Concordo que incluo no texto, que não é de historiador, esses informes que lhe são gratos e que noutro contexto podem até ser de utilidade, desde que percorramos juntos a rua da sua meninice.
De quem primeiro ele se lembrou foi de um mulato casado com uma francesa, o professor Garcia, dono de um colégio ali na rua que preparava alunos para concursos. Ensinava todas as matérias, a todas as horas do dia ou da noite. Vejo depois a casa do maestro Rebelo, cujos filhos todos foram músicos, o mais famoso deles, ainda hoje, o pianista e compositor Arnaldo Rebelo. 
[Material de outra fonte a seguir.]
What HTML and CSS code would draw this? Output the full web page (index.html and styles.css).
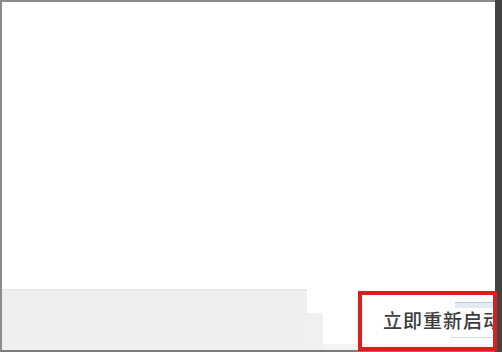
FILE: index.html
```html
<!DOCTYPE html>
<html>
<head>
	<meta charset="utf-8">
	<meta name="viewport" content="width=device-width, initial-scale=1">
	<title>重新启动</title>
	<link rel="stylesheet" href="styles.css">
</head>
<body>
   <div class="screen">
      <div class="window">
         <div class="content"></div>
         <div class="footer">
            <div class="footer-bar"></div>
            <div class="footer-step"></div>
            <div class="footer-action">
               <div class="restart-btn">立即重新启动</div>
            </div>
         </div>
      </div>
      <div class="scrollbar"></div>
      <div class="highlight"></div>
   </div>
</body>
</html>
```

FILE: styles.css
```css
 body{
    margin: 0;
    padding: 0;
    background-color: #fff;
    font-family: "Noto Sans CJK SC", "Noto Sans", sans-serif;
 }

 .screen{
   position: relative;
   width: 502px;
   height: 352px;
   display: flex;
   overflow: hidden;
 }

 .window{
   flex: 1;
   min-width: 0;
   overflow: hidden;
   display: flex;
   flex-direction: column;
   border-top: 2px solid #8c8c8c;
   border-left: 2px solid #8c8c8c;
   border-bottom: 2px solid #7a7a7a;
 }

 .content{
   flex: 1;
   background-color: #fff;
 }

 .footer{
   height: 61px;
   display: flex;
 }

 .footer-bar{
   width: 305px;
   flex: none;
   background-color: #efefef;
   border-top: 1px solid #e3e3e3;
 }

 .footer-step{
   width: 16px;
   flex: none;
   margin-top: 24px;
   background-color: #f0f0f0;
 }

 .footer-action{
   flex: 1;
   min-width: 0;
   display: flex;
   align-items: center;
   overflow: hidden;
   background: linear-gradient(to bottom, #fff 55px, #f4f4f4 55px);
 }

 .restart-btn{
   flex: none;
   margin-left: 58px;
   padding: 8px 0 8px 2px;
   font-size: 19px;
   letter-spacing: 1px;
   font-weight: 500;
   line-height: 20px;
   color: #3c3c3c;
   white-space: nowrap;
   background-image:
     linear-gradient(#b9cce0, #b9cce0),
     linear-gradient(#e3ecf5, #e3ecf5),
     linear-gradient(#c9d8e8, #c9d8e8);
   background-repeat: no-repeat;
   background-size: 40px 1px, 40px 5px, 42px 2px;
   background-position: 74px 0, 74px 1px, 70px 35px;
 }

 .scrollbar{
   width: 7px;
   flex: none;
   background-color: #434343;
 }

 .highlight{
   position: absolute;
   left: 358px;
   top: 291px;
   width: 131px;
   height: 52px;
   border: 4px solid #d81f1c;
 }
```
A casa do Abílio Nery, irmão do Silverio que foi governador e pai do Paulo, do Guilherme e do Pery. Também morava lá o velho Hildebrando Marinho, pai do Jauari; o velho Isaac Benchimol, pai do Samuel e do Saul (embora o Samuel me tenha revelado que os Benchimol moraram na Q. Bocayuva, sendo dos Bittencourt vizinhos só de quintal); a família Frazão Ribeiro, cuja figura de mais fama ficou sendo a Elda, quando eleita Miss Amazonas, recebida de regresso pela cidade em festa cívica, com tropa militar vestida de gala; a família Lins, cujo chefe, João Teófilo de Sá Cavalcanti, avô do Ruy Lins, era fiscal da Prefeitura do Mercado; morava o coronel Medeiros, criador de galo, pai da Ilma Thoury, fundadora da Escola Royal de Datilografia, que funcionava, sempre muito frequentada, ali na mesma rua; e a família Carrera, da qual descende o nosso atual senador. 
Deixou para o fim a Pensão Vaticano, de lugar garantido na história da cidade, onde se hospedavam de preferência os acreanos que chegavam a Manaus, alguns deles estudantes, que faziam da Vaticano uma espécie de república, muitas noites transformada em campo de estrepolias boêmias.